Though his back is turned to Watson, Holmes sees his friend through the reflection in his coffee-pot. He surprises Watson by addressing him, and then asks him to deduce the character of James Mortimer from his stick.
Based on the stick, Watson believes that Dr. Mortimer is an elderly, well-respected doctor who lives in the country. He further deduces that Mortimer has received this stick as a gift from a hunting club.
Holmes initially compliments Watson's detective skills, but then clarifies that he is only complimenting the way that Watson has stimulated his own thought process. Holmes examines the stick himself, and concludes that Mortimer received the stick as a gift from a hospital, rather than from a hunting club. He deduces that Mortimer was a student at this hospital, not a physician, and that he must therefore be young, not old. Further, he believes that Mortimer has withdrawn from a town hospital to begin his own practice in the country. He adds that Mortimer must be absent-minded, amiable, unambitious and a dog owner.

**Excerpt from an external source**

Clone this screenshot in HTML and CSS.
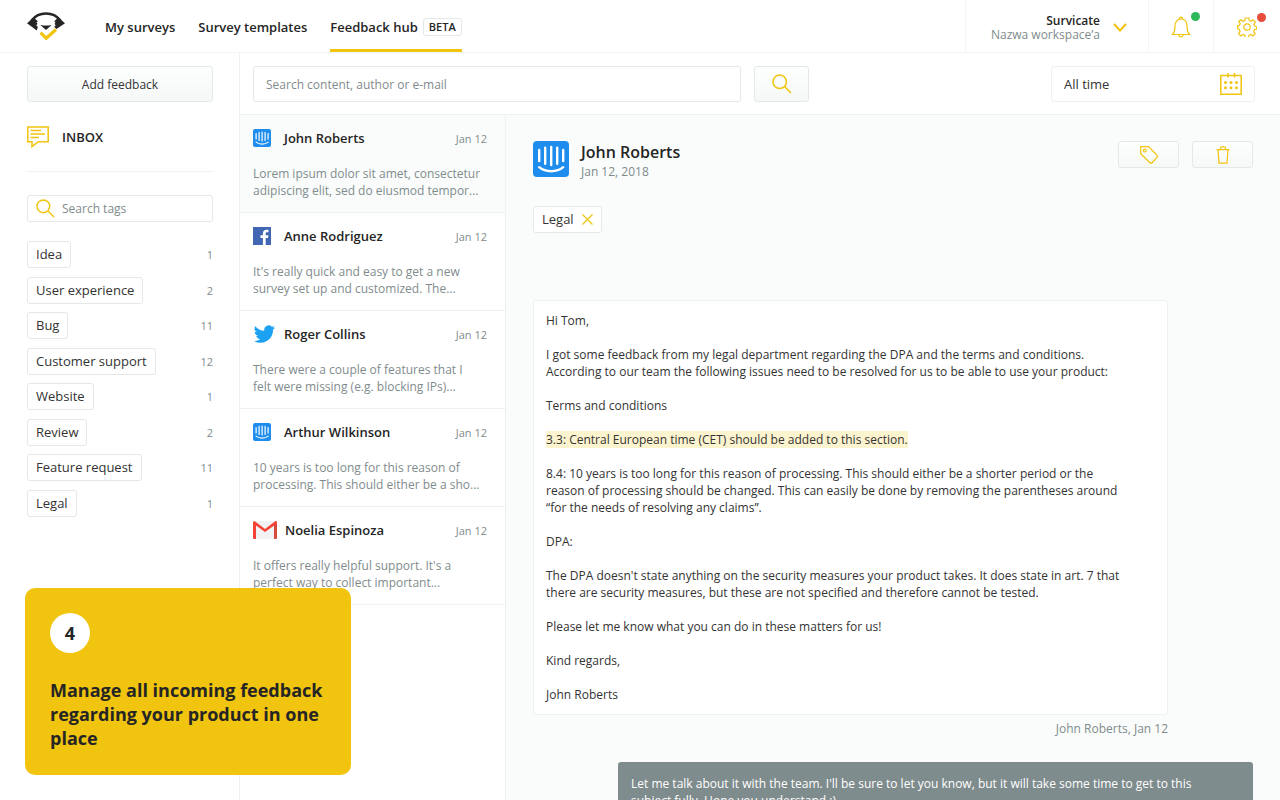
FILE: index.html
```html
<!DOCTYPE html>
<html lang="en">
<head>
<meta charset="utf-8">
<meta name="viewport" content="width=device-width, initial-scale=1">
<title>Feedback hub</title>
<link rel="stylesheet" href="styles.css">
</head>
<body>
<svg class="sprite" aria-hidden="true">
  <symbol id="intercom" viewBox="0 0 36 36">
    <rect width="36" height="36" rx="4" fill="#1f8ded"/>
    <g stroke="#fff" stroke-width="2.4" stroke-linecap="round" fill="none">
      <path d="M6.2 9v11M12.2 6.800v16M18.200 6v18M24.200 6.800v16M30.200 9v11"/>
      <path d="M6.200 26.200c6.500 5.400 17.500 5.400 24 0"/>
    </g>
  </symbol>
  <symbol id="magnifier" viewBox="0 0 20 20">
    <circle cx="7.700" cy="7.700" r="6.700"/><path d="M12.600 12.600L19 19"/>
  </symbol>
</svg>
<div class="app">
  <header class="header">
    <a class="logo" href="#" aria-label="Survicate">
      <svg width="38" height="29" viewBox="0 0 38 29">
        <path d="M4.500 8.500C12 -.8 26 -.8 33.500 8.500" fill="none" stroke="#252525" stroke-width="2.600"/>
        <path d="M0 11.300L6.600 5.600 10.800 9.300 9.500 10.600 10.500 11.800 9.300 13.200 10.800 15 9.800 18.500zM38 11.300L31.400 5.600 27.200 9.300 28.500 10.600 27.500 11.800 28.700 13.200 27.200 15 29.500 17z" fill="#252525"/>
        <path d="M13.300 13Q19 14.200 24.700 13L19 18z" fill="#252525"/>
        <path d="M13.600 20.700L19.200 26.300 29 17.500" fill="none" stroke="#f1c40f" stroke-width="3.200"/>
      </svg>
    </a>
    <nav class="nav">
      <a href="#">My surveys</a>
      <a href="#">Survey templates</a>
      <a href="#" class="active">Feedback hub <span class="beta">BETA</span></a>
    </nav>
    <button class="workspace">
      <span class="workspace-text"><strong>Survicate</strong><span>Nazwa workspace’a</span></span>
      <svg class="line bold" width="14" height="9" viewBox="0 0 14 9"><path d="M1 1l6 6.500L13 1"/></svg>
    </button>
    <button class="head-icon" aria-label="Notifications">
      <span class="icon-wrap">
        <svg class="line thin" width="20" height="22" viewBox="0 0 20 22"><path d="M1.500 18.500C3.800 16 4 14 4 10.500 4 6 6 3 10 3s6 3 6 7.500c0 3.500.2 5.500 2.500 8zM8.500 3V1.800Q10 .3 11.500 1.800V3M7.800 18.500Q8 21 10 21t2.200-2.500"/></svg>
        <span class="dot green"></span>
      </span>
    </button>
    <button class="head-icon settings" aria-label="Settings">
      <span class="icon-wrap">
        <svg class="line thin" width="20" height="20" viewBox="0 0 20 20"><circle cx="10" cy="10" r="3.200"/><path d="M8.300 1h3.400l.5 2.600 1.700.7 2.200-1.500 2.300 2.300-1.500 2.200.7 1.700 2.200.5v1.400l-.1 1.300-2.300.5-.7 1.700 1.500 2.200-2.300 2.300-2.200-1.500-1.700.7-.5 2.500H8.300l-.5-2.500-1.700-.7-2.200 1.500-2.300-2.300 1.500-2.200-.7-1.700L.6 11.700V8.800l1.900-.5.700-1.700-1.500-2.200L4 2.800l2.100 1.500 1.700-.7z"/></svg>
        <span class="dot red"></span>
      </span>
    </button>
  </header>

  <aside class="sidebar">
    <button class="btn add">Add feedback</button>
    <a class="inbox" href="#">
      <svg class="line" width="22" height="22" viewBox="0 0 22 22"><path d="M.8 1h20.400v14.700H11.400L5 20.600V15.700H.8zM3.500 4.500H14M3.500 8H18M3.500 11.500H12"/></svg>
      INBOX
    </a>
    <label class="tag-search">
      <svg class="line" width="19" height="19"><use href="#magnifier"/></svg>
      <input type="search" placeholder="Search tags" aria-label="Search tags">
    </label>
    <ul class="tags">
      <li><button class="chip">Idea</button><span>1</span></li>
      <li><button class="chip">User experience</button><span>2</span></li>
      <li><button class="chip">Bug</button><span>11</span></li>
      <li><button class="chip">Customer support</button><span>12</span></li>
      <li><button class="chip">Website</button><span>1</span></li>
      <li><button class="chip">Review</button><span>2</span></li>
      <li><button class="chip">Feature request</button><span>11</span></li>
      <li><button class="chip">Legal</button><span>1</span></li>
    </ul>
  </aside>

  <main class="main">
    <form class="toolbar">
      <input class="search" type="search" placeholder="Search content, author or e-mail" aria-label="Search feedback">
      <button class="btn search-btn" type="button" aria-label="Search"><svg class="line" width="20" height="20"><use href="#magnifier"/></svg></button>
      <button class="period" type="button">All time
        <svg class="line" width="22" height="22" viewBox="0 0 22 22"><path d="M.8 2.500h20.400v18.700H.8zM8 0v4.500M14.500 0v4.500"/><g class="solid"><circle cx="5.500" cy="9.500" r="1.500"/><circle cx="11" cy="9.500" r="1.500"/><circle cx="16.500" cy="9.500" r="1.500"/><circle cx="5.500" cy="14.700" r="1.500"/><circle cx="11" cy="14.700" r="1.500"/><circle cx="16.500" cy="14.700" r="1.500"/></g></svg>
      </button>
    </form>
    <div class="columns">
      <ul class="list">
        <li class="item selected">
          <div class="item-head"><svg width="18" height="18"><use href="#intercom"/></svg><h2>John Roberts</h2><time>Jan 12</time></div>
          <p>Lorem ipsum dolor sit amet, consectetur<br>adipiscing elit, sed do eiusmod tempor...</p>
        </li>
        <li class="item">
          <div class="item-head"><svg width="18" height="18" viewBox="0 0 18 18"><path fill="#4267b2" d="M0 0h18v18H0z"/><path fill="#fff" d="M9.900 18v-7H7.500V8.200h2.400V6.300c0-2.400 1.400-3.600 3.600-3.600l2 .1v2.500h-1.400c-1.100 0-1.400.6-1.400 1.400v1.500h2.700l-.4 2.800h-2.300v7z"/></svg><h2>Anne Rodriguez</h2><time>Jan 12</time></div>
          <p>It's really quick and easy to get a new<br>survey set up and customized. The...</p>
        </li>
        <li class="item">
          <div class="item-head"><svg class="wide" width="23" height="18" viewBox="0 1.800 24 20.200"><path fill="#1da1f2" d="M23.950 4.570a10 10 0 0 1-2.820.77 4.960 4.960 0 0 0 2.160-2.720c-.95.550-2 .95-3.130 1.180a4.920 4.920 0 0 0-8.380 4.480C7.690 8.100 4.070 6.130 1.640 3.160a4.900 4.900 0 0 0 1.520 6.570 4.900 4.900 0 0 1-2.230-.61v.06a4.920 4.920 0 0 0 3.950 4.830 5 5 0 0 1-2.210.08 4.940 4.940 0 0 0 4.600 3.420A9.870 9.870 0 0 1 0 19.540a14 14 0 0 0 7.550 2.210c9.050 0 14-7.500 14-13.980 0-.21 0-.42-.02-.63a9.940 9.940 0 0 0 2.420-2.570z"/></svg><h2>Roger Collins</h2><time>Jan 12</time></div>
          <p>There were a couple of features that I<br>felt were missing (e.g. blocking IPs)...</p>
        </li>
        <li class="item">
          <div class="item-head"><svg width="18" height="18"><use href="#intercom"/></svg><h2>Arthur Wilkinson</h2><time>Jan 12</time></div>
          <p>10 years is too long for this reason of<br>processing. This should either be a sho...</p>
        </li>
        <li class="item">
          <div class="item-head"><svg class="wide" width="24" height="18" viewBox="0 0 24 18"><path fill="#f2f2f2" d="M1 0h22v18H1z"/><path fill="#d54b3d" d="M21 2l3-1.500V17q0 1-1 1h-2z"/><path fill="#f44336" d="M3 18H1q-1 0-1-1V1.500Q0 0 1.500 0L12 8 22.500 0Q24 0 24 1.500V2.500L12 11 3 4.500z"/></svg><h2>Noelia Espinoza</h2><time>Jan 12</time></div>
          <p>It offers really helpful support. It's a<br>perfect way to collect important...</p>
        </li>
      </ul>
      <section class="detail">
        <div class="detail-head">
          <svg width="36" height="36"><use href="#intercom"/></svg>
          <div class="who"><h1>John Roberts</h1><time>Jan 12, 2018</time></div>
          <button class="btn action" aria-label="Tag"><svg class="line thin" width="18" height="18" viewBox="0 0 18 18"><path d="M.7.7H8.500L16.800 9Q18 10.500 16.800 11.700L12.300 16.500Q11 17.800 9.700 16.500L.7 7.800z"/><circle cx="4.800" cy="4.600" r="1.400"/></svg></button>
          <button class="btn action" aria-label="Delete"><svg class="line thin" width="14" height="18" viewBox="0 0 14 18"><path d="M.5 3.700h13M2 3.700l1 13.500h8l1-13.500M4.500 3.500V2.200Q4.500.8 6 .8h2q1.500 0 1.500 1.400v1.300"/></svg></button>
        </div>
        <button class="chip applied">Legal <svg class="line thin" width="11" height="11" viewBox="0 0 11 11"><path d="M.5.5l10 10M10.500.5l-10 10"/></svg></button>
        <article class="message">
          <p>Hi Tom,</p>
          <p>I got some feedback from my legal department regarding the DPA and the terms and conditions.<br>According to our team the following issues need to be resolved for us to be able to use your product:</p>
          <p>Terms and conditions</p>
          <p><mark>3.3: Central European time (CET) should be added to this section.</mark></p>
          <p>8.4: 10 years is too long for this reason of processing. This should either be a shorter period or the<br>reason of processing should be changed. This can easily be done by removing the parentheses around<br>“for the needs of resolving any claims”.</p>
          <p>DPA:</p>
          <p>The DPA doesn't state anything on the security measures your product takes. It does state in art. 7 that<br>there are security measures, but these are not specified and therefore cannot be tested.</p>
          <p>Please let me know what you can do in these matters for us!</p>
          <p>Kind regards,</p>
          <p>John Roberts</p>
        </article>
        <div class="signature">John Roberts, Jan 12</div>
        <article class="reply"><p>Let me talk about it with the team. I'll be sure to let you know, but it will take some time to get to this<br>subject fully. Hope you understand :)</p></article>
      </section>
    </div>
  </main>

  <div class="callout">
    <span class="step">4</span>
    <p>Manage all incoming feedback regarding your product in one place</p>
  </div>
</div>
</body>
</html>
```

FILE: styles.css
```css
* { box-sizing: border-box; }
:root {
  --line: #edf1f1;
  --edge: #e3e9e8;
  --muted: #7f8c8d;
  --yellow: #f1c40f;
}
body, h1, h2, p, ul { margin: 0; padding: 0; }
ul { list-style: none; }
body, button, input { font: 12px/17px "Open Sans", sans-serif; color: #333; }
button { background: none; border: 0; padding: 0; cursor: pointer; }
a { color: inherit; text-decoration: none; }
svg { display: block; flex: none; }
input { outline: 0; }
input::placeholder { color: var(--muted); opacity: 1; }
.sprite { position: absolute; width: 0; height: 0; }
.line { fill: none; stroke: var(--yellow); stroke-width: 1.5; }
.thin { stroke-width: 1.2; }
.bold { stroke-width: 2; }
.solid { fill: var(--yellow); stroke: none; }

.app {
  position: relative;
  display: grid;
  grid-template: auto minmax(0, 1fr) / 240px minmax(0, 1fr);
  height: 100vh;
  overflow: hidden;
  background: #fff;
}
.header {
  grid-column: 1 / -1;
  display: flex;
  align-items: stretch;
  min-height: 53px;
  padding-left: 27px;
  border-bottom: 1px solid #f4f6f6;
}
.logo { padding-top: 12px; margin-right: 40px; }
.nav { display: flex; flex: 1; gap: 23px; font-size: 13px; font-weight: 600; color: #252525; }
.nav a { display: flex; align-items: center; gap: 5px; padding-top: 5px; border-bottom: 3px solid transparent; }
.nav .active { border-color: var(--yellow); }
.beta { padding: 0 5px; border: 1px solid var(--edge); border-radius: 3px; font-size: 11px; line-height: 16px; }
.workspace { display: flex; align-items: center; gap: 13px; padding: 3px 21px 0 25px; border-left: 1px solid #f4f6f6; }
.workspace-text { display: grid; text-align: right; color: var(--muted); line-height: 14px; }
.workspace-text strong { font-weight: 600; color: #252525; }
.head-icon { display: grid; place-items: center; width: 65px; padding-top: 2px; border-left: 1px solid #f4f6f6; }
.settings { width: 67px; }
.icon-wrap { position: relative; }
.dot { position: absolute; top: -4px; right: -9px; width: 9px; height: 9px; border-radius: 50%; }
.green { background: #2eb85c; }
.red { background: #e74c3c; }

.btn {
  display: flex;
  align-items: center;
  justify-content: center;
  border: 1px solid var(--edge);
  border-radius: 3px;
  background: linear-gradient(#fdfefe, #f6f8f8);
}
.chip { padding: 4px 8px; border: 1px solid var(--edge); border-radius: 3px; background: #fff; font-size: 13px; }

.sidebar { padding: 13px 26px 0 27px; border-right: 1px solid var(--line); }
.add { width: 100%; min-height: 36px; }
.inbox {
  display: flex;
  align-items: center;
  gap: 13px;
  margin-bottom: 23px;
  padding: 24px 0 23px;
  border-bottom: 1px solid var(--line);
  font-size: 13px;
  font-weight: 600;
  color: #252525;
}
.tag-search { display: flex; align-items: center; gap: 7px; padding: 3px 8px; border: 1px solid var(--edge); border-radius: 3px; }
.tag-search input { flex: 1; min-width: 0; height: 17px; padding: 0; border: 0; }
.tags { display: flex; flex-direction: column; justify-content: space-between; min-height: 276px; margin-top: 19px; }
.tags li { display: flex; align-items: center; justify-content: space-between; font-size: 11px; color: var(--muted); }

.main { display: flex; flex-direction: column; min-height: 0; }
.toolbar { display: flex; align-items: center; padding: 13px 25px 12px 13px; border-bottom: 1px solid var(--line); }
.search { flex: 0 1 488px; min-width: 0; height: 36px; padding: 0 12px; border: 1px solid var(--edge); border-radius: 3px; }
.search-btn { width: 55px; height: 36px; margin-left: 13px; }
.period {
  display: flex;
  align-items: center;
  justify-content: space-between;
  width: 204px;
  height: 36px;
  margin-left: auto;
  padding: 0 12px;
  border: 1px solid var(--line);
  border-radius: 3px;
  font-size: 13px;
}
.columns { display: grid; grid-template-columns: 266px minmax(0, 1fr); flex: 1; min-height: 0; }
.list { border-right: 1px solid var(--line); }
.item { padding: 13px; border-bottom: 1px solid var(--line); }
.selected { background: #fafcfb; }
.item-head { display: flex; align-items: center; min-height: 20px; margin-bottom: 17px; padding-right: 5px; }
.item-head svg { margin-right: 13px; }
.item-head .wide { margin-right: 8px; }
.item-head h2 { flex: 1; font-size: 13px; font-weight: 600; color: #252525; }
.item-head time { font-size: 11px; color: var(--muted); }
.item p { color: var(--muted); }

.detail { padding: 26px 27px 0; background: #fafcfb; overflow: hidden; }
.detail-head { display: flex; align-items: flex-start; }
.who { flex: 1; padding-left: 12px; color: var(--muted); }
.who h1 { font-size: 16px; line-height: 22px; font-weight: 600; color: #252525; }
.who time { display: block; }
.action { width: 61px; height: 27px; margin-left: 13px; }
.applied { display: flex; align-items: center; gap: 8px; margin: 26px 0 67px; }
.message { display: grid; gap: 17px; margin-right: 85px; padding: 11px 12px; border: 1px solid var(--line); border-radius: 3px; background: #fff; }
.message mark { background: #fcf3cf; color: inherit; }
.signature { margin: 5px 85px 25px 0; text-align: right; color: var(--muted); }
.reply { margin-left: 85px; padding: 13px; border-radius: 3px; background: #7f8c8d; color: #fff; }

.callout {
  position: absolute;
  left: 25px;
  bottom: 25px;
  width: 326px;
  padding: 25px;
  border-radius: 10px;
  background: var(--yellow);
  color: #252525;
  font-size: 18px;
  line-height: 24px;
  font-weight: 700;
}
.step { display: grid; place-items: center; width: 40px; height: 40px; margin-bottom: 25px; border-radius: 50%; background: #fff; }
```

Astonished, Watson looks in his Medical Dictionary for public information about Mortimer. The book confirms that Mortimer is a young man who studied as Charing Cross Hospital. Holmes begins to explain how he deduced that Mortimer owned a dog, but sees a dog from his window and realizes that Dr. Mortimer has now returned to pay them a visit.
Dr. Mortimer enters, and Watson describes him as a tall, thin man with bad posture, and dressed in a messy manner. Relieved that he left the stick there and did not lose it, Dr. Mortimer reveals that he received it not on the occasion of leaving Charing Cross, but for his wedding.
First, Dr. Mortimer notes that he had heard of Holmes through his reputation for solving difficult problems. Strangely, Dr. Mortimer then compliments the shape of Holmes's skull, and tells him that it would be an "ornament to any anthropological museum" (143). He explains that he studies skull shapes.
Holmes asks why Dr. Mortimer has called on him, and Mortimer tells him that he has a most serious and extraordinary problem.